The Rich List - are they under threat?

One of the highlights of my year - the Sunday Times Rich List came out last weekend. The rich are getting richer – so it would appear - the top 1,000 richest people in the UK have net wealth up from last year’s £723.5 billion to £771.3 billion.

 

Robert Watts and his team of researchers are of course highly professional in researching their facts and figures, but it would be interesting to compare their list with the information HMRC now has at its fingertips under the OECD Automatic Exchange of Information which became operative last year.

 

Under this initiative all financial institutions must provide the financial details of any client which does not live in its jurisdiction.

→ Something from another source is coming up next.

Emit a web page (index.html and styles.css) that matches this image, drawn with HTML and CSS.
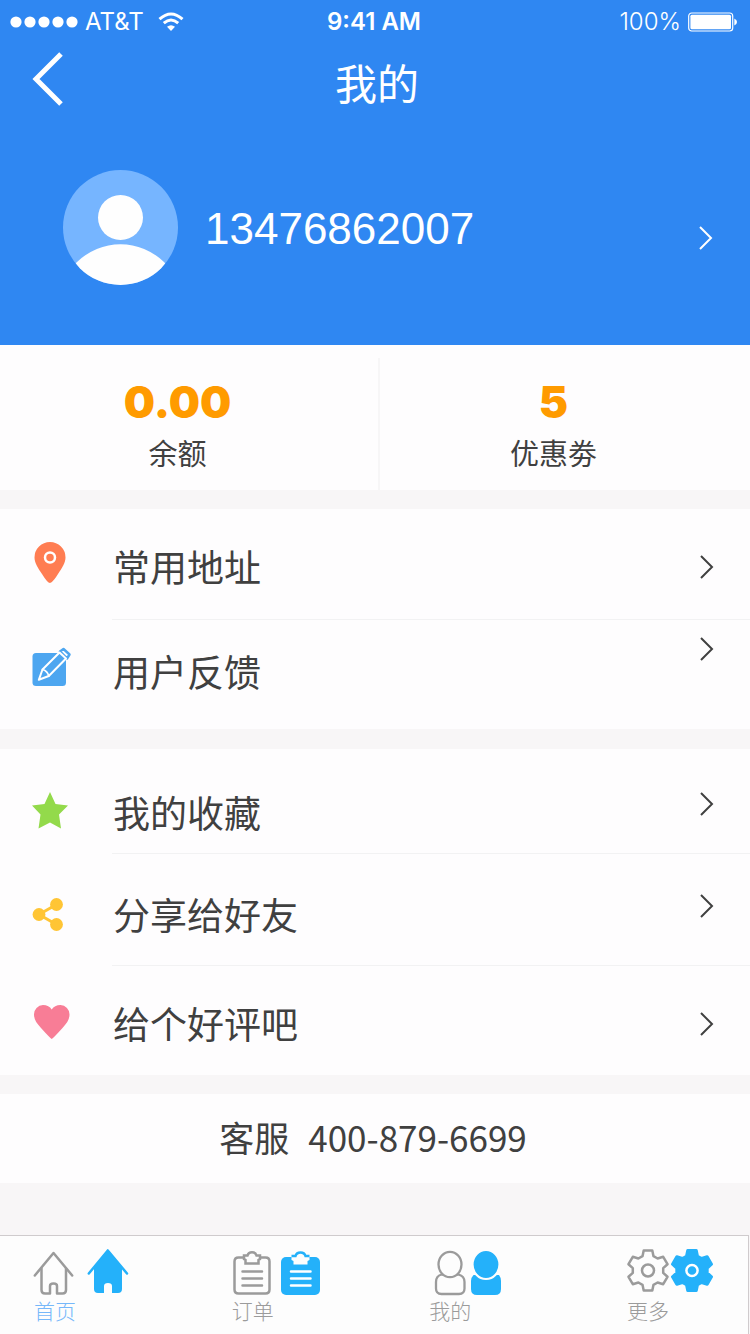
FILE: index.html
```html
<!DOCTYPE html>
<html lang="zh-CN">
<head>
<meta charset="utf-8">
<meta name="viewport" content="width=device-width, initial-scale=1">
<title>我的</title>
<link rel="stylesheet" href="styles.css">
</head>
<body>
<svg class="defs" aria-hidden="true">
  <symbol id="chevron" viewBox="0 0 16 26"><path d="M2 2 13 13 2 24" fill="none" stroke="currentColor" stroke-width="2"/></symbol>
  <symbol id="gear" viewBox="-22 -22 44 44" overflow="visible"><path d="M-4.300-20H4.300L5.500-14.300 9.600-12 15.200-13.700 19.500-6.300 15.200-2.400V2.400L19.500 6.300 15.200 13.700 9.600 12 5.500 14.300 4.300 20H-4.300L-5.500 14.300-9.600 12-15.200 13.700-19.500 6.300-15.200 2.400V-2.400L-19.500-6.300-15.200-13.700-9.600-12-5.500-14.300Z" stroke-linejoin="round"/></symbol>
</svg>
<div class="app">
  <header class="header">
    <div class="status">
      <div class="status__side">
        <svg class="status__dots" width="68" height="12" viewBox="0 0 68 12" fill="#fff"><circle cx="6" cy="6" r="5.6"/><circle cx="20" cy="6" r="5.6"/><circle cx="34" cy="6" r="5.6"/><circle cx="48" cy="6" r="5.6"/><circle cx="62" cy="6" r="5.6"/></svg>
        <span class="status__carrier">AT&amp;T</span>
        <svg class="status__wifi" width="26" height="20" viewBox="0 0 26 20" fill="none" stroke="#fff" stroke-width="3"><path d="M1.5 7.2Q13-3.200 24.500 7.200M5.800 11.200Q13 4.900 20.200 11.200"/><path d="M13 19 9 14.800Q13 11.500 17 14.800Z" fill="#fff" stroke="none"/></svg>
      </div>
      <strong class="status__time">9:41 AM</strong>
      <div class="status__side status__side--end">
        <span>100%</span>
        <svg width="50" height="20" viewBox="0 0 50 20"><rect x=".7" y="1" width="44" height="18" rx="3" fill="none" stroke="#fff" stroke-width="1.200"/><rect x="2.400" y="2.700" width="40.600" height="14.600" rx="1.500" fill="#fff"/><path d="M46.300 6.500Q49 7.500 49 10T46.300 13.500Z" fill="#fff"/></svg>
      </div>
    </div>
    <nav class="nav">
      <button class="nav__back" type="button" aria-label="返回"><svg width="32" height="54" viewBox="0 0 32 54"><path d="M29 2 4 27 29 52" fill="none" stroke="#fff" stroke-width="5"/></svg></button>
      <h1 class="nav__title">我的</h1>
    </nav>
    <a class="profile" href="#profile">
      <svg class="profile__avatar" width="115" height="115" viewBox="0 0 115 115"><clipPath id="disc"><circle cx="57.500" cy="57.500" r="57.500"/></clipPath><g clip-path="url(#disc)"><rect width="115" height="115" fill="#76b5ff"/><circle cx="57.500" cy="136" r="61.800" fill="#fefefe"/></g><circle cx="57.500" cy="47.500" r="22.500" fill="#fefefe"/></svg>
      <span class="profile__phone">13476862007</span>
      <svg class="profile__arrow" width="16" height="26"><use href="#chevron"/></svg>
    </a>
  </header>

  <section class="stats">
    <a class="stat" href="#balance"><strong class="stat__value">0.00</strong><span class="stat__label">余额</span></a>
    <a class="stat" href="#coupons"><strong class="stat__value">5</strong><span class="stat__label">优惠劵</span></a>
  </section>

  <ul class="menu">
    <li><a class="row row--address" href="#address">
      <svg class="row__icon" width="42" height="50" viewBox="0 0 42 50"><path d="M20 41Q17.500 41 12 32C8 26 4.500 21 4.500 15.500A15.500 15.500 0 0 1 35.500 15.500C35.500 21 32 26 28 32 22.500 41 20 41 20 41Z" fill="#ff7d52"/><circle cx="20" cy="15.500" r="5" fill="none" stroke="#fff" stroke-width="2.500"/></svg>
      <span class="row__label">常用地址</span><svg class="row__arrow" width="16" height="26"><use href="#chevron"/></svg></a></li>
    <li><a class="row row--feedback" href="#feedback">
      <svg class="row__icon" width="42" height="50" viewBox="0 0 42 50"><rect x="2.500" y="6" width="33.500" height="33" rx="3.500" fill="#4da6f0"/><g stroke-linejoin="round" stroke-linecap="round"><path d="M30 4.500 33.500 2 39.500 7.500 37 11.500Z" fill="#fff" stroke="#4da6f0" stroke-width="2.500"/><path d="M29.500 5.500 12.500 22.500 8.800 32.800 18.800 29 36 11.500Z" fill="#4da6f0" stroke="#fff" stroke-width="2"/><path d="M12.500 22.500Q17.500 24 18.800 29" fill="none" stroke="#fff" stroke-width="1.800"/></g></svg>
      <span class="row__label">用户反馈</span><svg class="row__arrow row__arrow--top" width="16" height="26"><use href="#chevron"/></svg></a></li>
  </ul>

  <ul class="menu">
    <li><a class="row row--favorites" href="#favorites">
      <svg class="row__icon" width="42" height="50" viewBox="0 0 42 50"><path d="M20 4 25.500 16 38 17.500 29 26.500 31 40.500 20 34.500 8.500 40.500 10.500 26.500 2 17.500 14.500 16Z" fill="#93da4b"/></svg>
      <span class="row__label">我的收藏</span><svg class="row__arrow row__arrow--high" width="16" height="26"><use href="#chevron"/></svg></a></li>
    <li><a class="row row--share" href="#share">
      <svg class="row__icon" width="42" height="50" viewBox="0 0 42 50"><path d="M26.500 14.500 9 24.500 26.500 34.500" fill="none" stroke="#ffc535" stroke-width="3"/><g fill="#ffc535"><circle cx="26.500" cy="14.500" r="6.400"/><circle cx="9" cy="24.500" r="6.400"/><circle cx="26.500" cy="34.500" r="6.400"/></g></svg>
      <span class="row__label">分享给好友</span><svg class="row__arrow row__arrow--high" width="16" height="26"><use href="#chevron"/></svg></a></li>
    <li><a class="row row--rate" href="#rate">
      <svg class="row__icon" width="42" height="50" viewBox="0 0 42 50"><path d="M21.700 40Q20.500 39.500 11 29C6.500 24 4 20.500 4 15.500A9.300 9.300 0 0 1 13 6Q19 6 21.700 10.500 24.500 6 30.500 6A9.300 9.300 0 0 1 39.500 15.500C39.500 20.500 37 24 32.500 29Q23 39.500 21.700 40Z" fill="#f87d96"/></svg>
      <span class="row__label">给个好评吧</span><svg class="row__arrow" width="16" height="26"><use href="#chevron"/></svg></a></li>
  </ul>

  <a class="service" href="tel:4008796699"><span>客服</span><span>400-879-6699</span></a>

  <nav class="tabs">
    <a class="tab tab--active" href="#home">
      <svg width="96" height="49" viewBox="0 0 96 49"><g fill="none" stroke="#9b9b9b" stroke-width="2.500" stroke-linecap="round" stroke-linejoin="round"><path d="M1.800 28.500 20.500 6 39.200 28.500"/><path d="M8.500 21.500V43Q8.500 46.500 12 46.500H17V39Q17 36.500 20.500 36.500T24 39V46.500H29.500Q33 46.500 33 43V21.500"/></g><path d="M74.800 3.500 55.800 26.500M74.800 3.500 94 26.500" fill="none" stroke="#24b1fa" stroke-width="2.500" stroke-linecap="round"/><path d="M74.800 2.500 89 20V42Q89 46 85 46H79V39Q79 36 75 36T71 39V46H65Q61 46 61 42V20Z" fill="#24b1fa"/></svg>
      <span class="tab__label">首页</span></a>
    <a class="tab" href="#orders">
      <svg width="96" height="49" viewBox="0 0 96 49"><g fill="none" stroke="#9b9b9b" stroke-width="2.500"><path d="M12 10.500H7.500Q3.500 10.500 3.500 14.500V42.500Q3.500 46.500 7.500 46.500H34.500Q38.500 46.500 38.500 42.500V14.500Q38.500 10.500 34.500 10.500H30"/><path d="M13 8.500H16.500Q17.500 5.200 21 5.200T25.500 8.500H29V12L27.500 13V16.500H14.500V13L13 12Z"/><path d="M11.500 24.500H31M11.500 31.500H31M11.500 38.500H31" stroke-linecap="round"/></g><rect x="50" y="10" width="39" height="38" rx="5" fill="#24b1fa"/><path d="M60.500 9H64.500Q65.500 5.500 69.500 5.500T74.500 9H78.500V13L76.500 14V17.500H62.500V14L60.500 13Z" fill="#fdfdfd"/><path d="M60.500 9H64.500Q65.500 5.500 69.500 5.500T74.500 9H78.500" fill="none" stroke="#24b1fa" stroke-width="2.500"/><path d="M60 24.500H79.500M60 31.500H79.500M60 38.500H79.500" stroke="#fff" stroke-width="2.500" stroke-linecap="round"/></svg>
      <span class="tab__label">订单</span></a>
    <a class="tab" href="#mine">
      <svg width="96" height="49" viewBox="0 0 96 49"><g stroke="#9b9b9b" stroke-width="2.300" fill="#fdfdfd"><path d="M13.500 27.500H30.500Q36.500 29 36.500 35V41.500Q36.500 47 31 47H13.500Q8 47 8 41.500V35Q8 29 13.500 27.500Z"/><ellipse cx="22" cy="17.500" rx="11.500" ry="12.700"/></g><path d="M45.500 28H71Q73 30.500 73 34V42Q73 48 67 48H49Q43 48 43 42V34Q43 30.500 45.500 28Z" fill="#24b1fa"/><ellipse cx="58" cy="17.500" rx="13.500" ry="14.500" fill="#24b1fa" stroke="#fdfdfd" stroke-width="2.200"/></svg>
      <span class="tab__label">我的</span></a>
    <a class="tab" href="#more">
      <svg width="96" height="49" viewBox="0 0 96 49"><g fill="none" stroke="#9b9b9b" stroke-width="2.500"><use href="#gear" x="0" y="1.500" width="44" height="44"/><circle cx="22" cy="23.500" r="6"/></g><g fill="#24b1fa" stroke="#24b1fa" stroke-width="3"><use href="#gear" x="44" y="1.500" width="44" height="44"/></g><circle cx="66" cy="23.500" r="5.600" fill="none" stroke="#fff" stroke-width="2.500"/></svg>
      <span class="tab__label">更多</span></a>
  </nav>
</div>
</body>
</html>
```
FILE: styles.css
```css
* { box-sizing: border-box; }

body {
  margin: 0;
  background: #f8f6f7;
  color: #404040;
  font-family: "Liberation Sans", "Noto Sans CJK SC", sans-serif;
}

a { color: inherit; text-decoration: none; }

.defs { display: block; width: 0; height: 0; }

.app {
  display: flex;
  flex-direction: column;
  min-height: 100vh;
}

.header {
  background: #2f87f2;
  color: #fff;
  padding-bottom: 60px;
}

.status {
  display: grid;
  grid-template-columns: 1fr auto 1fr;
  align-items: center;
  height: 43px;
  padding: 0 12px 0 10px;
  font: 300 24px/28px Inter, sans-serif;
}

.status__side { display: flex; align-items: center; gap: 7px; }
.status__side--end { justify-content: flex-end; }
.status__carrier { font-weight: 400; }
.status__wifi { margin-left: 7px; }
.status__time { font-weight: 600; }

.nav {
  display: grid;
  grid-template-columns: 32px 1fr 28px;
  align-items: center;
  height: 80px;
  padding: 0 32px;
}

.nav__back {
  display: flex;
  padding: 0 0 8px;
  border: 0;
  background: none;
}

.nav__title {
  margin: 0;
  padding-bottom: 3px;
  text-align: center;
  font: 400 42px/60px "Noto Sans CJK SC", sans-serif;
}

.profile {
  display: flex;
  align-items: center;
  gap: 27px;
  padding: 47px 36px 0 63px;
}

.profile__phone { flex: 1; padding-top: 2px; font-size: 44px; line-height: 52px; }
.profile__arrow { margin-top: 20px; }

.stats {
  display: grid;
  grid-template-columns: 378fr 372fr;
  padding-top: 13px;
  background: #fefdfe;
}

.stat {
  display: flex;
  flex-direction: column;
  align-items: center;
  gap: 6px;
  padding: 20px 23px 18px 0;
}

.stat + .stat { border-left: 2px solid #f7f6f7; }

.stat__value {
  color: #ff9b00;
  font: 900 44px/48px Inter, sans-serif;
}

.stat__label { font: 29px/40px "Noto Sans CJK SC", sans-serif; }

.menu {
  margin: 19px 0 0;
  padding: 0;
  list-style: none;
  background: #fefdfe;
}

.menu + .menu { margin-top: 20px; }

.menu li:not(:last-child)::after {
  content: "";
  display: block;
  height: 1px;
  margin-left: 112px;
  background: #f2f2f3;
}

.row {
  display: grid;
  grid-template-columns: 42px 1fr 16px;
  column-gap: 40px;
  align-items: center;
  height: 110px;
  padding: 0 35px 0 30px;
  font: 37px/50px "Noto Sans CJK SC", sans-serif;
}

.row__label { padding: 0 0 2px 1px; }

.row--address { padding-top: 6px; }
.row--feedback { height: 109px; padding-bottom: 5px; }
.row--favorites { height: 104px; padding-top: 23px; }
.row--share { height: 111px; padding-top: 10px; }
.row--rate { height: 109px; padding-top: 7px; }

.row__arrow--top { align-self: start; margin-top: 16px; }
.row__arrow--high { margin-bottom: 17px; }

.service {
  display: flex;
  justify-content: center;
  gap: 19px;
  margin-top: 19px;
  padding: 19px 4px 22px 0;
  background: #fefdfe;
  font: 35px/48px "Noto Sans CJK SC", sans-serif;
}

.tabs {
  display: flex;
  justify-content: space-between;
  margin: auto 1px 0 0;
  padding: 11px 26px 10px 33px;
  border: solid #cfcbcd;
  border-width: 1px 1px 0 0;
  background: #fdfdfd;
  color: #9b9b9b;
}

.tab { width: 96px; }
.tab svg { display: block; }
.tab--active { color: #76b8fa; }

.tab__label {
  display: block;
  width: 44px;
  text-align: center;
  font: 300 21px/28px "Noto Sans CJK SC", sans-serif;
}
```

This means that for every person mentioned in the Sunday Times Rich List the UK HMRC has precise details of all their financial assets held offshore – and will use it to raise taxes.

 

 – and in addition, it will then charge penalties of up to 200%. For some people this will wipe out their fortune. Although this will take at least three to four years before its impact is felt and registered in the Rich List the impact could be significant.

 

Many of my clients are already making plans to leave the UK. This is not because, they have not taken and implemented good legal advice, but because no matter how good the advice they do not like the thought of living in a Marxist led country and with the ever-present threat of a tax investigation.  

 

Many of my clients see Jeremy Corbyn, not as a worry, but as an irritant. John McDonnell the Shadow Chancellor is on record as saying that in the first 100 days in power he plans to raise the threshold at which the highest rate of tax of 45% becomes payable from £150,000 to £80,000. This is not a threat to many of my clients who will simply shield their money in a corporate vehicle, until the Jeremy Corbyn storm has passed. However, this hike in taxation is a real threat for a young family living and working in London and trying to make ends meet. For these people this tax rise is a game changer.

 

John McDonnell also talks of introducing the ‘most comprehensive set of anti-tax avoidance measures ever introduce by a British government so the that the super-rich and big corporations pay their tax just like the rest of us do. The public are fed up wit runaway inequality and a Labour government will take action to address it’. Please!

 

This is the same old scratchy political mantra – that we hear from every political party.  

 

We already have a distinctly unlevel playing field in tax collection and zero tolerance of planning to avoid tax– HMRC now has all the information it needs to tax the wealthy who have money offshore, without having to wait for leaks or rogue employees.

 

John McDonnell may proclaim to want to make a real difference – but in fact all he needs is already in place. He just needs to turn up the existing screws - until the ‘pips squeak’. Use the information gleaned under the OECD Automatic Exchange of Information to argue that the structure is a sham and tax the underlying assets as if no structure was in place.

 

However, this danger seems lost on many of the people Robert Watts interviewed. They are still talking about putting money offshore as if to be out of sight and is to be out of mind of HMRC– it is not!

 

But one change McDonnell may consider is to tax British citizens rather than UK domiciles. In which case it may be necessary to ‘ditch your UK passport’ as one entrepreneur was quoted as saying in the Robert Watts article.

 

For most of my clients this would again be an irritant, but it does not bother too many. They can easily get a passport in either Malta or Cypress which would have the added benefit of the freedom of movement throughout Europe.

 

But despite all this gloom and doom, most of my clients are sanguine.

 

On Jeremy Corbyn ‘The British electorate isn’t stupid enough to vote those guys in twice.’ Once jobs start drying up because the wealth creators have skipped the country, and the economy is failing they will soon switch allegiance.

 

And about the undermining of offshore structures – ‘Someone, somewhere will think of a way around the attack’ Which is of course, true. But this won’t happen until the wealthy stop seeing offshore as a solution and if your adviser is still promoting a trust with a protector – switch advisers.